Like if you look at knowledge project, he will be talking to different people. He might interview Matthew Walker in one episode talking about sleep. And then he might interview Esther Parrell talking about relationships in another episode. And then he might talk to, you know, somebody who's in the tech world, or somebody who's in the finance world, and like, you know, somebody who's an athlete,
like he talks to all sorts of different people. But then what he's interested in is just what, how people are thinking, rather than what they're thinking about. Well, would you, do you ever listen to his podcast one after another? Because I will not, I usually don't listen to the knowledge, like as soon as I listen to one,
I won't listen to another one immediately. Right. Or like maybe in the next day or in a few days. And you may be a... I mean, I am... Yeah, I am fully caught up on knowledge project.

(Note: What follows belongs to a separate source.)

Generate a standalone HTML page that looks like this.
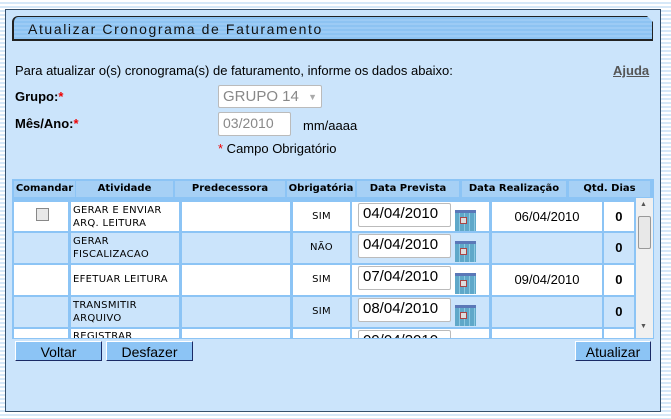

So I can't really answer that question. But I don't think that I ever listen to any podcast, same episodes one after another. Like, you know, sequentially, even when it is story driven podcasts, like I remember only the Magnus archives was a podcast that I binged. I just binged through all five seasons of it, within like a period of maybe two and a half weeks
or something like that. Interesting. And like even like something like Sandman or audio books are different. Audio books are different. It's also a different app.
I see. Interesting. So, yeah, of course. I generally like, you know, try to structure it like, I'd listen to, I have this weird heuristic in my mind where I listen to one sort of
very deep and high density podcast. So it could be knowledge project, it could be design matters, it could be 99% invisible. It would be just something which is, which has like, you know, deep content. Then there would be one which is more journalistic in nature.
So it could be Radio Lab or it could be something like Endless Thread or historical blindness, like more, they're talking about a topic and they're just going deep diving on that topic. But like it's not something which is more generally applicable to life. And then I would have like a fiction podcast and a live podcast.
And I would cycle in this for loop constantly. What's a like, so a fiction podcast is a story and then a live podcast is like comedic. Yeah, it could be comedic. It could be just like people chit chatting with each other or it could be like something which is more emotional or psychological in nature.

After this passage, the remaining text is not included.